It’s no small thing when grotesque mistakes and lies about them cost 2,300 lives and a trillion dollars, but that’s what we got from U.S. officials who have kept us at war in Afghanistan for 18 years. A chief culprit is the Pentagon, but also presidents, Congress and the State Department. And the overall picture is powerfully sustained by a Washington Post expose that comes at us at a time when so much else in our republic is a mess.
After all, we right now have House Democrats atrociously abusing their power in an impeachment effort doing more to toss principles out the window than a legitimately elected if fault-filled president who will be saved by the Senate.
And on top of that we once-proud Americans are learning how the military went askew in Afghanistan after an initial attack following the 9/11 tragedy at the hands of al-Qaida. We needed to strike back if we were going to prevent future terrorism on our shores, and we asked the Taliban, then pretty much in charge of Afghanistan, to let us punish the al-Qaida conspirators in the neighborhood. The Taliban said no, and we invaded, pushed the Taliban aside and shredded al-Qaida as its terror-struck terrorists fled into Pakistan. We should have then said goodbye with a promise to visit again if necessary.
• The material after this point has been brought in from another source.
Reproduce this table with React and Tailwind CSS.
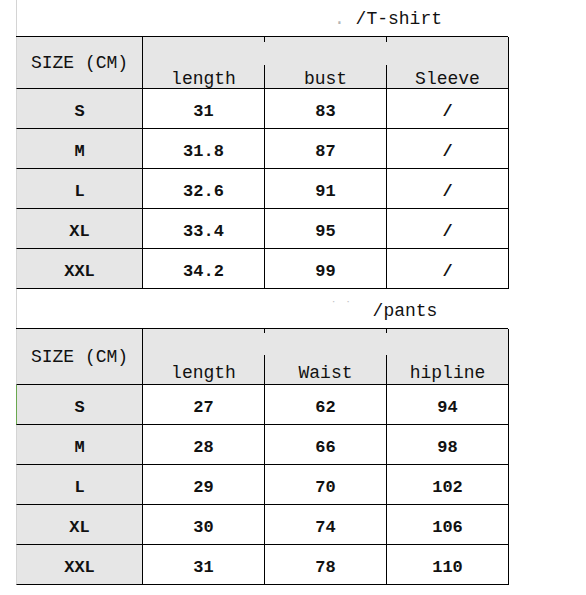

Instead, our military hung around with no idea of what our mission was or what strategies would work in a land where we understood nothing about the culture. We weren’t going to try nation building, but we did, leading to confusion and unspeakable corruption. We were going to stop the opium trade, but saw it blossom. We were going to train the Afghan army, but it’s still untrained. We were going to crush al-Qaida, but what was left was gone. We were going to sink the Taliban but it was big and entrenched and we should have negotiated instead of just watching it rise again. We were going to protect civilians but saw thousands killed.